*Aim of the exercise:* Would you transcribe the whole listing exactly, minus its pictures?

*Information supplied:*
[Begin]
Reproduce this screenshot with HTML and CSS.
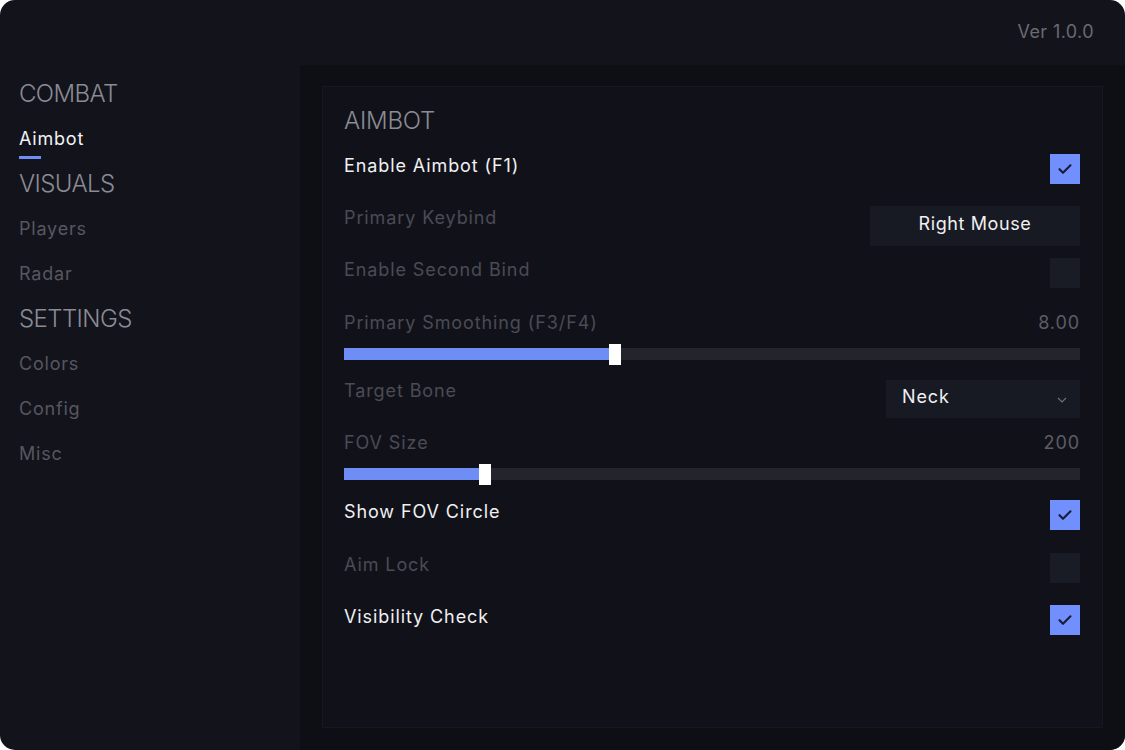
FILE: index.html
```html
<!DOCTYPE html>
<html lang="en">
<head>
<meta charset="utf-8">
<title>Menu</title>
<link rel="stylesheet" href="styles.css">
</head>
<body>
<div class="window">
  <header class="topbar">
    <span class="version">Ver 1.0.0</span>
  </header>
  <div class="main">
    <nav class="sidebar">
      <div class="nav-head">COMBAT</div>
      <div class="nav-item active">Aimbot</div>
      <div class="nav-head">VISUALS</div>
      <div class="nav-item">Players</div>
      <div class="nav-item">Radar</div>
      <div class="nav-head">SETTINGS</div>
      <div class="nav-item">Colors</div>
      <div class="nav-item">Config</div>
      <div class="nav-item">Misc</div>
    </nav>
    <section class="content">
      <div class="panel">
        <h2 class="panel-title">AIMBOT</h2>
        <div class="rows">
          <div class="row">
            <span class="label on">Enable Aimbot (F1)</span>
            <span class="check checked"><svg viewBox="0 0 30 30" width="30" height="30"><path d="M9.5 15.2 L13 18.8 L20.5 11.3" fill="none" stroke="#1a1e3c" stroke-width="2.2" stroke-linecap="round" stroke-linejoin="round"/></svg></span>
          </div>
          <div class="row">
            <span class="label">Primary Keybind</span>
            <span class="keybind">Right Mouse</span>
          </div>
          <div class="row row-b">
            <span class="label">Enable Second Bind</span>
            <span class="check"></span>
          </div>
          <div class="slider-row">
            <div class="slider-head">
              <span class="label">Primary Smoothing (F3/F4)</span>
              <span class="value">8.00</span>
            </div>
            <div class="track">
              <div class="fill" style="width: 36.8%"><span class="thumb"></span></div>
            </div>
          </div>
          <div class="select-row">
            <span class="label">Target Bone</span>
            <span class="select">Neck<svg class="chev" viewBox="0 0 10 6" width="10" height="6"><path d="M1 1 L5 5 L9 1" fill="none" stroke="#70717a" stroke-width="1.1"/></svg></span>
          </div>
          <div class="slider-row">
            <div class="slider-head">
              <span class="label">FOV Size</span>
              <span class="value">200</span>
            </div>
            <div class="track">
              <div class="fill" style="width: 19.2%"><span class="thumb"></span></div>
            </div>
          </div>
          <div class="row row-b">
            <span class="label on">Show FOV Circle</span>
            <span class="check checked"><svg viewBox="0 0 30 30" width="30" height="30"><path d="M9.5 15.2 L13 18.8 L20.5 11.3" fill="none" stroke="#1a1e3c" stroke-width="2.2" stroke-linecap="round" stroke-linejoin="round"/></svg></span>
          </div>
          <div class="row">
            <span class="label">Aim Lock</span>
            <span class="check"></span>
          </div>
          <div class="row">
            <span class="label on">Visibility Check</span>
            <span class="check checked"><svg viewBox="0 0 30 30" width="30" height="30"><path d="M9.5 15.2 L13 18.8 L20.5 11.3" fill="none" stroke="#1a1e3c" stroke-width="2.2" stroke-linecap="round" stroke-linejoin="round"/></svg></span>
          </div>
        </div>
      </div>
    </section>
  </div>
</div>
</body>
</html>
```

FILE: styles.css
```css
* { box-sizing: border-box; }

html, body {
  margin: 0;
  padding: 0;
  background: #ffffff;
}

body {
  width: 1125px;
  height: 750px;
  overflow: hidden;
  font-family: Inter, "Noto Sans", "DejaVu Sans", sans-serif;
  letter-spacing: 0.9px;
}

.window {
  width: 1125px;
  height: 750px;
  border-radius: 15px;
  overflow: hidden;
  background: #13131c;
  display: flex;
  flex-direction: column;
}

.topbar {
  height: 65px;
  flex: none;
  display: flex;
  align-items: center;
  justify-content: flex-end;
  padding: 0 31px 3px 0;
}

.version {
  font-size: 18px;
  color: #696a72;
  font-weight: 400;
  letter-spacing: 0.4px;
}

.main {
  flex: 1;
  display: flex;
  min-height: 0;
}

.sidebar {
  width: 300px;
  flex: none;
  padding: 6px 0 0 19px;
  display: flex;
  flex-direction: column;
}

.nav-head,
.nav-item {
  height: 45px;
  display: flex;
  align-items: center;
}

.nav-head {
  font-size: 24px;
  font-weight: 300;
  color: #8a8b94;
  letter-spacing: -0.6px;
}

.nav-item {
  font-size: 18px;
  color: #56575f;
  position: relative;
  letter-spacing: 0.8px;
}

.nav-item.active {
  color: #f2f2f4;
}

.nav-item.active::after {
  content: "";
  position: absolute;
  left: 0;
  bottom: 2px;
  width: 22px;
  height: 3px;
  background: #6f8ef4;
}

.content {
  flex: 1;
  background: #0e0f14;
  padding: 21px 22px 22px 22px;
  display: flex;
}

.panel {
  flex: 1;
  background: #111219;
  border: 1px solid #17181f;
  padding: 20px 22px 0 21px;
  display: flex;
  flex-direction: column;
}

.panel-title {
  margin: 0;
  height: 28px;
  line-height: 28px;
  font-size: 24px;
  font-weight: 300;
  color: #8a8b94;
  letter-spacing: -0.2px;
}

.rows {
  margin-top: 19px;
  display: flex;
  flex-direction: column;
}

.row {
  height: 52px;
  display: flex;
  justify-content: space-between;
  align-items: flex-start;
}

.row-b { height: 53px; }

.select-row {
  height: 51px;
  display: flex;
  justify-content: space-between;
  align-items: flex-start;
}

.label {
  font-size: 18px;
  line-height: 22px;
  color: #4a4b55;
  padding-top: 1px;
}

.label.on {
  color: #f0f0f2;
}

.select-row .label { padding-top: 0; }

.check {
  width: 30px;
  height: 30px;
  background: #1a1c25;
  display: block;
  flex: none;
}

.check svg { display: block; }

.check.checked {
  background: #7190fd;
}

.keybind {
  width: 210px;
  height: 40px;
  background: #181a23;
  color: #f0f0f2;
  font-size: 18px;
  display: flex;
  align-items: center;
  justify-content: center;
  padding-bottom: 5px;
  letter-spacing: 0.6px;
}

.select {
  width: 194px;
  height: 38px;
  background: #181a23;
  color: #f0f0f2;
  font-size: 18px;
  display: flex;
  align-items: center;
  justify-content: space-between;
  padding: 0 13px 5px 16px;
}

.chev { display: block; margin-top: 6px; }

.slider-row {
  height: 69px;
  display: flex;
  flex-direction: column;
}

.slider-head {
  height: 22px;
  display: flex;
  justify-content: space-between;
  align-items: center;
  padding-top: 1px;
}

.slider-head .label { padding-top: 0; }

.value {
  font-size: 18px;
  color: #5c5d65;
}

.track {
  margin-top: 15px;
  height: 12px;
  background: #24252c;
  display: flex;
}

.fill {
  height: 12px;
  background: #6e8ef5;
  display: flex;
  justify-content: flex-end;
  align-items: center;
}

.thumb {
  width: 12px;
  height: 21px;
  background: #ffffff;
  margin-right: -6px;
  flex: none;
}
```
[End]
*Written response:*
Reproduce this screenshot with HTML and CSS.
FILE: index.html
```html
<!DOCTYPE html>
<html lang="en">
<head>
<meta charset="utf-8">
<title>Menu</title>
<link rel="stylesheet" href="styles.css">
</head>
<body>
<div class="window">
  <header class="topbar">
    <span class="version">Ver 1.0.0</span>
  </header>
  <div class="main">
    <nav class="sidebar">
      <div class="nav-head">COMBAT</div>
      <div class="nav-item active">Aimbot</div>
      <div class="nav-head">VISUALS</div>
      <div class="nav-item">Players</div>
      <div class="nav-item">Radar</div>
      <div class="nav-head">SETTINGS</div>
      <div class="nav-item">Colors</div>
      <div class="nav-item">Config</div>
      <div class="nav-item">Misc</div>
    </nav>
    <section class="content">
      <div class="panel">
        <h2 class="panel-title">AIMBOT</h2>
        <div class="rows">
          <div class="row">
            <span class="label on">Enable Aimbot (F1)</span>
            <span class="check checked"><svg viewBox="0 0 30 30" width="30" height="30"><path d="M9.5 15.2 L13 18.8 L20.5 11.3" fill="none" stroke="#1a1e3c" stroke-width="2.2" stroke-linecap="round" stroke-linejoin="round"/></svg></span>
          </div>
          <div class="row">
            <span class="label">Primary Keybind</span>
            <span class="keybind">Right Mouse</span>
          </div>
          <div class="row row-b">
            <span class="label">Enable Second Bind</span>
            <span class="check"></span>
          </div>
          <div class="slider-row">
            <div class="slider-head">
              <span class="label">Primary Smoothing (F3/F4)</span>
              <span class="value">8.00</span>
            </div>
            <div class="track">
              <div class="fill" style="width: 36.8%"><span class="thumb"></span></div>
            </div>
          </div>
          <div class="select-row">
            <span class="label">Target Bone</span>
            <span class="select">Neck<svg class="chev" viewBox="0 0 10 6" width="10" height="6"><path d="M1 1 L5 5 L9 1" fill="none" stroke="#70717a" stroke-width="1.1"/></svg></span>
          </div>
          <div class="slider-row">
            <div class="slider-head">
              <span class="label">FOV Size</span>
              <span class="value">200</span>
            </div>
            <div class="track">
              <div class="fill" style="width: 19.2%"><span class="thumb"></span></div>
            </div>
          </div>
          <div class="row row-b">
            <span class="label on">Show FOV Circle</span>
            <span class="check checked"><svg viewBox="0 0 30 30" width="30" height="30"><path d="M9.5 15.2 L13 18.8 L20.5 11.3" fill="none" stroke="#1a1e3c" stroke-width="2.2" stroke-linecap="round" stroke-linejoin="round"/></svg></span>
          </div>
          <div class="row">
            <span class="label">Aim Lock</span>
            <span class="check"></span>
          </div>
          <div class="row">
            <span class="label on">Visibility Check</span>
            <span class="check checked"><svg viewBox="0 0 30 30" width="30" height="30"><path d="M9.5 15.2 L13 18.8 L20.5 11.3" fill="none" stroke="#1a1e3c" stroke-width="2.2" stroke-linecap="round" stroke-linejoin="round"/></svg></span>
          </div>
        </div>
      </div>
    </section>
  </div>
</div>
</body>
</html>
```

FILE: styles.css
```css
* { box-sizing: border-box; }

html, body {
  margin: 0;
  padding: 0;
  background: #ffffff;
}

body {
  width: 1125px;
  height: 750px;
  overflow: hidden;
  font-family: Inter, "Noto Sans", "DejaVu Sans", sans-serif;
  letter-spacing: 0.9px;
}

.window {
  width: 1125px;
  height: 750px;
  border-radius: 15px;
  overflow: hidden;
  background: #13131c;
  display: flex;
  flex-direction: column;
}

.topbar {
  height: 65px;
  flex: none;
  display: flex;
  align-items: center;
  justify-content: flex-end;
  padding: 0 31px 3px 0;
}

.version {
  font-size: 18px;
  color: #696a72;
  font-weight: 400;
  letter-spacing: 0.4px;
}

.main {
  flex: 1;
  display: flex;
  min-height: 0;
}

.sidebar {
  width: 300px;
  flex: none;
  padding: 6px 0 0 19px;
  display: flex;
  flex-direction: column;
}

.nav-head,
.nav-item {
  height: 45px;
  display: flex;
  align-items: center;
}

.nav-head {
  font-size: 24px;
  font-weight: 300;
  color: #8a8b94;
  letter-spacing: -0.6px;
}

.nav-item {
  font-size: 18px;
  color: #56575f;
  position: relative;
  letter-spacing: 0.8px;
}

.nav-item.active {
  color: #f2f2f4;
}

.nav-item.active::after {
  content: "";
  position: absolute;
  left: 0;
  bottom: 2px;
  width: 22px;
  height: 3px;
  background: #6f8ef4;
}

.content {
  flex: 1;
  background: #0e0f14;
  padding: 21px 22px 22px 22px;
  display: flex;
}

.panel {
  flex: 1;
  background: #111219;
  border: 1px solid #17181f;
  padding: 20px 22px 0 21px;
  display: flex;
  flex-direction: column;
}

.panel-title {
  margin: 0;
  height: 28px;
  line-height: 28px;
  font-size: 24px;
  font-weight: 300;
  color: #8a8b94;
  letter-spacing: -0.2px;
}

.rows {
  margin-top: 19px;
  display: flex;
  flex-direction: column;
}

.row {
  height: 52px;
  display: flex;
  justify-content: space-between;
  align-items: flex-start;
}

.row-b { height: 53px; }

.select-row {
  height: 51px;
  display: flex;
  justify-content: space-between;
  align-items: flex-start;
}

.label {
  font-size: 18px;
  line-height: 22px;
  color: #4a4b55;
  padding-top: 1px;
}

.label.on {
  color: #f0f0f2;
}

.select-row .label { padding-top: 0; }

.check {
  width: 30px;
  height: 30px;
  background: #1a1c25;
  display: block;
  flex: none;
}

.check svg { display: block; }

.check.checked {
  background: #7190fd;
}

.keybind {
  width: 210px;
  height: 40px;
  background: #181a23;
  color: #f0f0f2;
  font-size: 18px;
  display: flex;
  align-items: center;
  justify-content: center;
  padding-bottom: 5px;
  letter-spacing: 0.6px;
}

.select {
  width: 194px;
  height: 38px;
  background: #181a23;
  color: #f0f0f2;
  font-size: 18px;
  display: flex;
  align-items: center;
  justify-content: space-between;
  padding: 0 13px 5px 16px;
}

.chev { display: block; margin-top: 6px; }

.slider-row {
  height: 69px;
  display: flex;
  flex-direction: column;
}

.slider-head {
  height: 22px;
  display: flex;
  justify-content: space-between;
  align-items: center;
  padding-top: 1px;
}

.slider-head .label { padding-top: 0; }

.value {
  font-size: 18px;
  color: #5c5d65;
}

.track {
  margin-top: 15px;
  height: 12px;
  background: #24252c;
  display: flex;
}

.fill {
  height: 12px;
  background: #6e8ef5;
  display: flex;
  justify-content: flex-end;
  align-items: center;
}

.thumb {
  width: 12px;
  height: 21px;
  background: #ffffff;
  margin-right: -6px;
  flex: none;
}
```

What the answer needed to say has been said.